=== Supplied material ===

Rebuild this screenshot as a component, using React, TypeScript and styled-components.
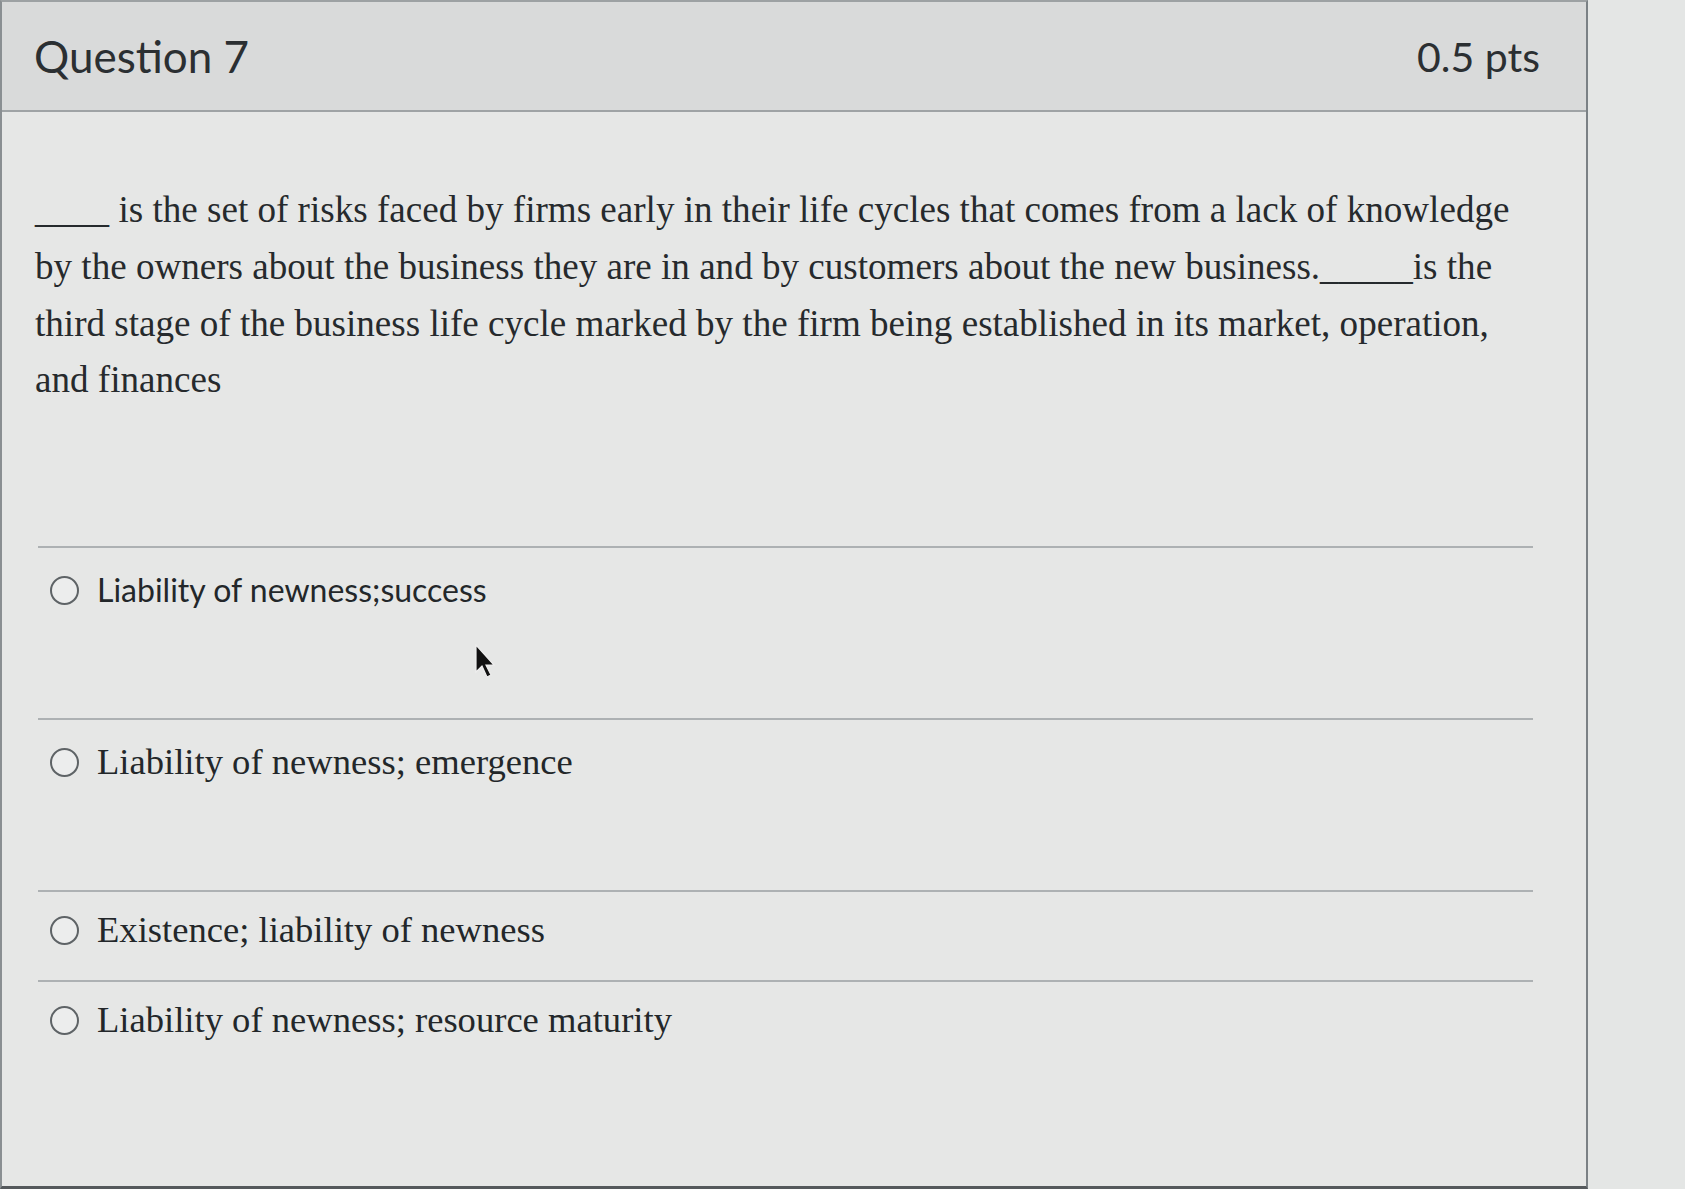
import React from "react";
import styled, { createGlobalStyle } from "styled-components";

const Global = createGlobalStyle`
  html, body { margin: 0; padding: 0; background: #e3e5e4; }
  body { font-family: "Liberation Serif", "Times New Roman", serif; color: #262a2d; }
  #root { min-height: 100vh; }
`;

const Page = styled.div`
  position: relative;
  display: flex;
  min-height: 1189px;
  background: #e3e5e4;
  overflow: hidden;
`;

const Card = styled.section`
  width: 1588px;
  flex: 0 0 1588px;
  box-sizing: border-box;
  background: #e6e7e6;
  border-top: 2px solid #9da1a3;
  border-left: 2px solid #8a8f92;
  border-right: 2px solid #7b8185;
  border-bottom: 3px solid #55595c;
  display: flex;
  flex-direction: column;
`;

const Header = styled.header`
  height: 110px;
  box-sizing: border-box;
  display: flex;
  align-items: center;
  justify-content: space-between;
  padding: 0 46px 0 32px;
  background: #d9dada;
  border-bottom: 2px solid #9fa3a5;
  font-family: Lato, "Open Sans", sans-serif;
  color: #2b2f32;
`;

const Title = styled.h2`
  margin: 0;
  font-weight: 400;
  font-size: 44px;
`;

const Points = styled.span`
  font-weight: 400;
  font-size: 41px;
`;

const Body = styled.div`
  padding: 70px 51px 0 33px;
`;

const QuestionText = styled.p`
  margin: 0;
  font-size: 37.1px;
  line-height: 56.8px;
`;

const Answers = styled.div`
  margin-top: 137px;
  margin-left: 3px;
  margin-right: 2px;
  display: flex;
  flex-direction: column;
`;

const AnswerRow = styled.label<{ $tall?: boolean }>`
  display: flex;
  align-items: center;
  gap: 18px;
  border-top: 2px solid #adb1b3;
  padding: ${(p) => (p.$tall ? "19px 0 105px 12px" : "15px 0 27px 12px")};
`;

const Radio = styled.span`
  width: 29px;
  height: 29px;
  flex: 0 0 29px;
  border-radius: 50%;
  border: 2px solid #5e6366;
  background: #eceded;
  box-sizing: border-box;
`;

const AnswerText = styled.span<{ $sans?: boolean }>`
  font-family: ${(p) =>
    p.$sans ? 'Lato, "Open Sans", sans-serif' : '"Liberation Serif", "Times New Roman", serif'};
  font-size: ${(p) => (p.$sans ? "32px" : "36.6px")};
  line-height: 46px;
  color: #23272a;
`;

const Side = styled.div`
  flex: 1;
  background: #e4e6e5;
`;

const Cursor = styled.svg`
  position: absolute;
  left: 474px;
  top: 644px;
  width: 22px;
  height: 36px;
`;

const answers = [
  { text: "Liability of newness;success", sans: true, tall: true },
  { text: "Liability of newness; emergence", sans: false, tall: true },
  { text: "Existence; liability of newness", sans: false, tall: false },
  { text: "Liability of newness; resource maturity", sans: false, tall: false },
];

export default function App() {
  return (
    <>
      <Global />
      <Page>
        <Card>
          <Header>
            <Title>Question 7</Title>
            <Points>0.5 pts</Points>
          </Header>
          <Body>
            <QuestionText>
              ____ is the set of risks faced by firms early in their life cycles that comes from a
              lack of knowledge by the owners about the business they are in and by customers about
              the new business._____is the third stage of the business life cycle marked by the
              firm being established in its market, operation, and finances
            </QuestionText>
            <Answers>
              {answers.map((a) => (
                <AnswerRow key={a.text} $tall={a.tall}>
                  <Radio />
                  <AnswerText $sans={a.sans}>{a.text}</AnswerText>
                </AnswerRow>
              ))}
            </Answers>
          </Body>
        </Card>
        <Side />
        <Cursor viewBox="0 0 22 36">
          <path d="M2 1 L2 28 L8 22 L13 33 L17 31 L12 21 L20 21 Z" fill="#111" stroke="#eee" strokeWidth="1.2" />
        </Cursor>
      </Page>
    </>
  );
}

===

• Aim
Without the pictures, retype the whole of the material above exactly.

• Answer in full
Rebuild this screenshot as a component, using React, TypeScript and styled-components.
import React from "react";
import styled, { createGlobalStyle } from "styled-components";

const Global = createGlobalStyle`
  html, body { margin: 0; padding: 0; background: #e3e5e4; }
  body { font-family: "Liberation Serif", "Times New Roman", serif; color: #262a2d; }
  #root { min-height: 100vh; }
`;

const Page = styled.div`
  position: relative;
  display: flex;
  min-height: 1189px;
  background: #e3e5e4;
  overflow: hidden;
`;

const Card = styled.section`
  width: 1588px;
  flex: 0 0 1588px;
  box-sizing: border-box;
  background: #e6e7e6;
  border-top: 2px solid #9da1a3;
  border-left: 2px solid #8a8f92;
  border-right: 2px solid #7b8185;
  border-bottom: 3px solid #55595c;
  display: flex;
  flex-direction: column;
`;

const Header = styled.header`
  height: 110px;
  box-sizing: border-box;
  display: flex;
  align-items: center;
  justify-content: space-between;
  padding: 0 46px 0 32px;
  background: #d9dada;
  border-bottom: 2px solid #9fa3a5;
  font-family: Lato, "Open Sans", sans-serif;
  color: #2b2f32;
`;

const Title = styled.h2`
  margin: 0;
  font-weight: 400;
  font-size: 44px;
`;

const Points = styled.span`
  font-weight: 400;
  font-size: 41px;
`;

const Body = styled.div`
  padding: 70px 51px 0 33px;
`;

const QuestionText = styled.p`
  margin: 0;
  font-size: 37.1px;
  line-height: 56.8px;
`;

const Answers = styled.div`
  margin-top: 137px;
  margin-left: 3px;
  margin-right: 2px;
  display: flex;
  flex-direction: column;
`;

const AnswerRow = styled.label<{ $tall?: boolean }>`
  display: flex;
  align-items: center;
  gap: 18px;
  border-top: 2px solid #adb1b3;
  padding: ${(p) => (p.$tall ? "19px 0 105px 12px" : "15px 0 27px 12px")};
`;

const Radio = styled.span`
  width: 29px;
  height: 29px;
  flex: 0 0 29px;
  border-radius: 50%;
  border: 2px solid #5e6366;
  background: #eceded;
  box-sizing: border-box;
`;

const AnswerText = styled.span<{ $sans?: boolean }>`
  font-family: ${(p) =>
    p.$sans ? 'Lato, "Open Sans", sans-serif' : '"Liberation Serif", "Times New Roman", serif'};
  font-size: ${(p) => (p.$sans ? "32px" : "36.6px")};
  line-height: 46px;
  color: #23272a;
`;

const Side = styled.div`
  flex: 1;
  background: #e4e6e5;
`;

const Cursor = styled.svg`
  position: absolute;
  left: 474px;
  top: 644px;
  width: 22px;
  height: 36px;
`;

const answers = [
  { text: "Liability of newness;success", sans: true, tall: true },
  { text: "Liability of newness; emergence", sans: false, tall: true },
  { text: "Existence; liability of newness", sans: false, tall: false },
  { text: "Liability of newness; resource maturity", sans: false, tall: false },
];

export default function App() {
  return (
    <>
      <Global />
      <Page>
        <Card>
          <Header>
            <Title>Question 7</Title>
            <Points>0.5 pts</Points>
          </Header>
          <Body>
            <QuestionText>
              ____ is the set of risks faced by firms early in their life cycles that comes from a
              lack of knowledge by the owners about the business they are in and by customers about
              the new business._____is the third stage of the business life cycle marked by the
              firm being established in its market, operation, and finances
            </QuestionText>
            <Answers>
              {answers.map((a) => (
                <AnswerRow key={a.text} $tall={a.tall}>
                  <Radio />
                  <AnswerText $sans={a.sans}>{a.text}</AnswerText>
                </AnswerRow>
              ))}
            </Answers>
          </Body>
        </Card>
        <Side />
        <Cursor viewBox="0 0 22 36">
          <path d="M2 1 L2 28 L8 22 L13 33 L17 31 L12 21 L20 21 Z" fill="#111" stroke="#eee" strokeWidth="1.2" />
        </Cursor>
      </Page>
    </>
  );
}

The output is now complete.